### [Collected data]
## start

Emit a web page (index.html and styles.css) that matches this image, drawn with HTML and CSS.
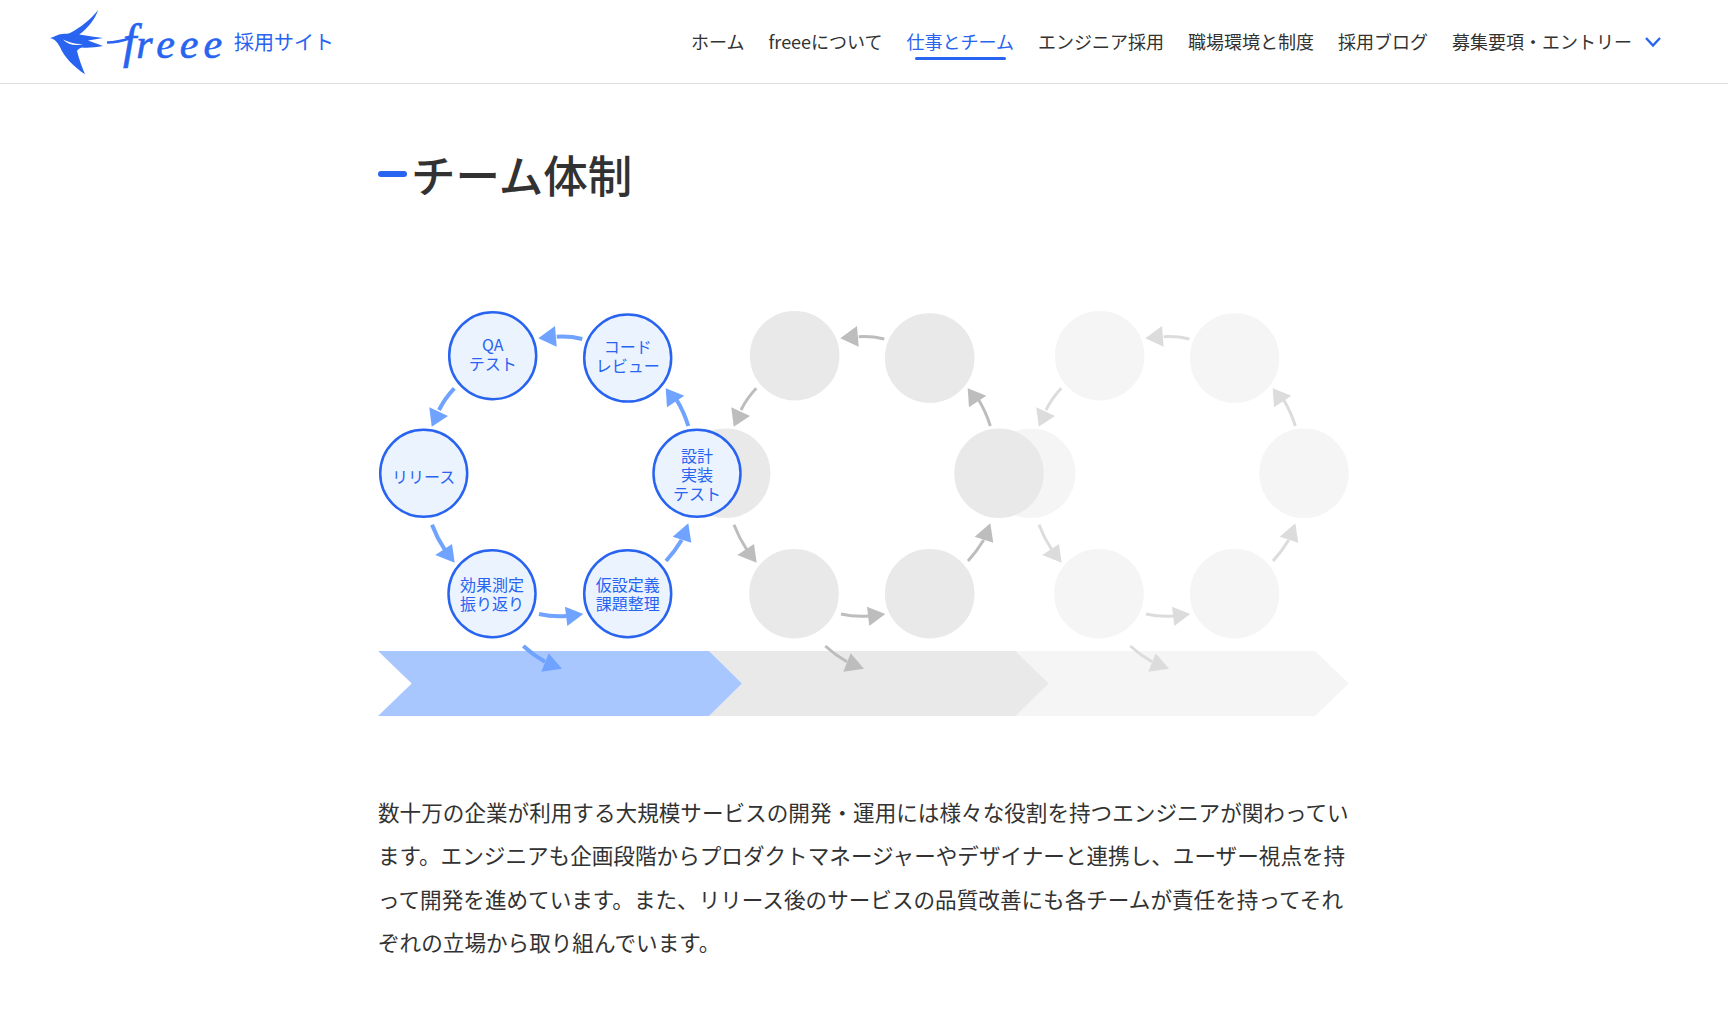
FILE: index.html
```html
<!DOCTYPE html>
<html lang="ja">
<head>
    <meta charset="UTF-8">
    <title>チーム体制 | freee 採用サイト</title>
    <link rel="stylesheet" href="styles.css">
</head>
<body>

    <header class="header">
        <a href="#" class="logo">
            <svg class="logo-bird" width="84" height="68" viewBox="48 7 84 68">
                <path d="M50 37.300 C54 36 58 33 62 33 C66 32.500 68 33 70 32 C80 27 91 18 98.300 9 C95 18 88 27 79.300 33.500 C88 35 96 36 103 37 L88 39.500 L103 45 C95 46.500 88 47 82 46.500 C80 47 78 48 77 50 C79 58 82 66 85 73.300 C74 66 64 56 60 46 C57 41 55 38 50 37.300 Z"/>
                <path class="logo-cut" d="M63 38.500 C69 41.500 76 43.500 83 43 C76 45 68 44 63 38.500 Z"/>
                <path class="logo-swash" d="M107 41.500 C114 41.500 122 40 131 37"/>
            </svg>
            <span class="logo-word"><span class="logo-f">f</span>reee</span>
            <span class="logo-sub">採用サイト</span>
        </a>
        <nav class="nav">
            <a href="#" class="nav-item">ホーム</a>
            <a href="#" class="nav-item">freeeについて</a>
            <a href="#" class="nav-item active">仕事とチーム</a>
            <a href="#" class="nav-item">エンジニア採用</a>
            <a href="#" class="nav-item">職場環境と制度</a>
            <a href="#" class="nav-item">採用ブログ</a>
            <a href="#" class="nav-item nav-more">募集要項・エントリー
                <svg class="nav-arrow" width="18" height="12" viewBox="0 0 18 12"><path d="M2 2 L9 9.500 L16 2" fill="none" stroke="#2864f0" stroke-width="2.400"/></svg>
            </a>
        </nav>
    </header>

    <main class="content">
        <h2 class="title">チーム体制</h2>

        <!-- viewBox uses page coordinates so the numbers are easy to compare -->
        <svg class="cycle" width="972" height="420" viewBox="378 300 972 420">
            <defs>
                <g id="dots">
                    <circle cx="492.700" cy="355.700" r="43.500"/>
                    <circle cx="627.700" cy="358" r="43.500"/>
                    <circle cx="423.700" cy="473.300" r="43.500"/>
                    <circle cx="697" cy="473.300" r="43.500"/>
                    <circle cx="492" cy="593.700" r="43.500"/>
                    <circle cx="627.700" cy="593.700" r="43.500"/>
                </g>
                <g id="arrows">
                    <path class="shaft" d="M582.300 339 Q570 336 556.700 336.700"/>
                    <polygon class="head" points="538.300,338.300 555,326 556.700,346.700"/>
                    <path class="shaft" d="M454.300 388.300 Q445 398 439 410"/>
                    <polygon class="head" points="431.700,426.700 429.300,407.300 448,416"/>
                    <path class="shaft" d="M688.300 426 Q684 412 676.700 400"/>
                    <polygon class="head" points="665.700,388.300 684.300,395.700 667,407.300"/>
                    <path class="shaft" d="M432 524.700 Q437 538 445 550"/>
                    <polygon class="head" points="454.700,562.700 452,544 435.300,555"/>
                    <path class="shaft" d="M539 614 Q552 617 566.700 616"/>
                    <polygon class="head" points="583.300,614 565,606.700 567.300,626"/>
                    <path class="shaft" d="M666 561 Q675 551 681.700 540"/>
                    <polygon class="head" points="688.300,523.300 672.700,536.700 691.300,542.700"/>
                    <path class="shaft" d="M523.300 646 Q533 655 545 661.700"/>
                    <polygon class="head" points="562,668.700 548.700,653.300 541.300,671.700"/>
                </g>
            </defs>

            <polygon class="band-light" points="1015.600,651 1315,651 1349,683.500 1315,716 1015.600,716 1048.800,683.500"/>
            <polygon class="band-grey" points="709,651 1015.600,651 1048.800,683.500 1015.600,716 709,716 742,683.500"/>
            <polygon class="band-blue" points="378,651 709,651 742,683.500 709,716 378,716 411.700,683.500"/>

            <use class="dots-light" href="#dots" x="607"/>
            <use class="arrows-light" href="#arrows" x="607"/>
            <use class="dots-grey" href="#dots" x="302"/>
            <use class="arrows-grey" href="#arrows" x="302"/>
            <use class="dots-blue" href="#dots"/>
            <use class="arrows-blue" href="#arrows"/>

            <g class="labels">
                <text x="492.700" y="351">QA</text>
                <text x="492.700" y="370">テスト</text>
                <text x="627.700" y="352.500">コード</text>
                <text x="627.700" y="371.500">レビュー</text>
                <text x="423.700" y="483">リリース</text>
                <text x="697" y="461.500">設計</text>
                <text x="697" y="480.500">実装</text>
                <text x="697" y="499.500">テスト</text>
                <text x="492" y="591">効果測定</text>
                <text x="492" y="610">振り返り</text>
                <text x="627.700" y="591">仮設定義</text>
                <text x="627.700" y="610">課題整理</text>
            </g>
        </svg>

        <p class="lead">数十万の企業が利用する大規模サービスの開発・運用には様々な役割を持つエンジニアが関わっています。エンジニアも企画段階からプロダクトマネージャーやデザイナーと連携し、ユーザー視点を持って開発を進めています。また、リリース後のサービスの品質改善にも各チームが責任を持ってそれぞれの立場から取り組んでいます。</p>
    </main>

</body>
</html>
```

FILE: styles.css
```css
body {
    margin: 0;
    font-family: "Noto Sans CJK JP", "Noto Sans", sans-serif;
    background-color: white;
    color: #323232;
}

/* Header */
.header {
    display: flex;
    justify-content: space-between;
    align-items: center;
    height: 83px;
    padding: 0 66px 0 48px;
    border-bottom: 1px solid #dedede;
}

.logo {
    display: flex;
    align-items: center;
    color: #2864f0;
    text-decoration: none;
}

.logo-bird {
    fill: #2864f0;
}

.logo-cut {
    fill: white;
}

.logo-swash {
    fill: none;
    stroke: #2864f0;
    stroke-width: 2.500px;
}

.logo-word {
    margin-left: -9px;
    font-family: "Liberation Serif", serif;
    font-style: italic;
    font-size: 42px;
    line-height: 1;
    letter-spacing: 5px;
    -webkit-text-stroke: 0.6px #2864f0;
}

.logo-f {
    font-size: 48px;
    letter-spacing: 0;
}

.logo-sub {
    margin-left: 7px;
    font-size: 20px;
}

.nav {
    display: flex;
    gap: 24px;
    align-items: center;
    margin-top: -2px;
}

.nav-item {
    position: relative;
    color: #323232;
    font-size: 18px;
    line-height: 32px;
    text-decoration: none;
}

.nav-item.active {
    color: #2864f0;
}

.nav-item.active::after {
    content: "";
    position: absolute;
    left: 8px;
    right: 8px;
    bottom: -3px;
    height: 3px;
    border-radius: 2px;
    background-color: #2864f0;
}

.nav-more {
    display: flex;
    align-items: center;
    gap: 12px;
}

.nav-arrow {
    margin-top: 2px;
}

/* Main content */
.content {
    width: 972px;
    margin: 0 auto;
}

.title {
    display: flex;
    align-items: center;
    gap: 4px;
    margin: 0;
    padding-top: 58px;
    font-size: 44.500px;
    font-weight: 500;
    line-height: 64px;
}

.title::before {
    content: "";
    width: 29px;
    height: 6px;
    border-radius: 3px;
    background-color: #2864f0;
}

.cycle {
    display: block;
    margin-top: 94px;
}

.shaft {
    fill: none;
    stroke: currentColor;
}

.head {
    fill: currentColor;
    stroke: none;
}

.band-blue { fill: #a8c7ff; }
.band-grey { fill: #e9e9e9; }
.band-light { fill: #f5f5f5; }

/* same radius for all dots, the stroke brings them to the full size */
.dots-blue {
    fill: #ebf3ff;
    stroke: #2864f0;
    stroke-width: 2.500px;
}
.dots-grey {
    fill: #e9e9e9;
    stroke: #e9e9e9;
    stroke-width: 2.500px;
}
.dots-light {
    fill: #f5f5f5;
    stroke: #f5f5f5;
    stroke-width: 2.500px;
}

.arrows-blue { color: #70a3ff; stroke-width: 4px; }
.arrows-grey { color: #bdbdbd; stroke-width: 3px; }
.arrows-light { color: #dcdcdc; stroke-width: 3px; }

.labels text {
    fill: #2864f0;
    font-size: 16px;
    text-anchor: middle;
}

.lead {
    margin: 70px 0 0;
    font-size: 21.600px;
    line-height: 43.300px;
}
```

## end

### [Work to be completed]
Tally up the lines holding the word "styles" in the data above, and answer with that figure only.

### [The reply]
3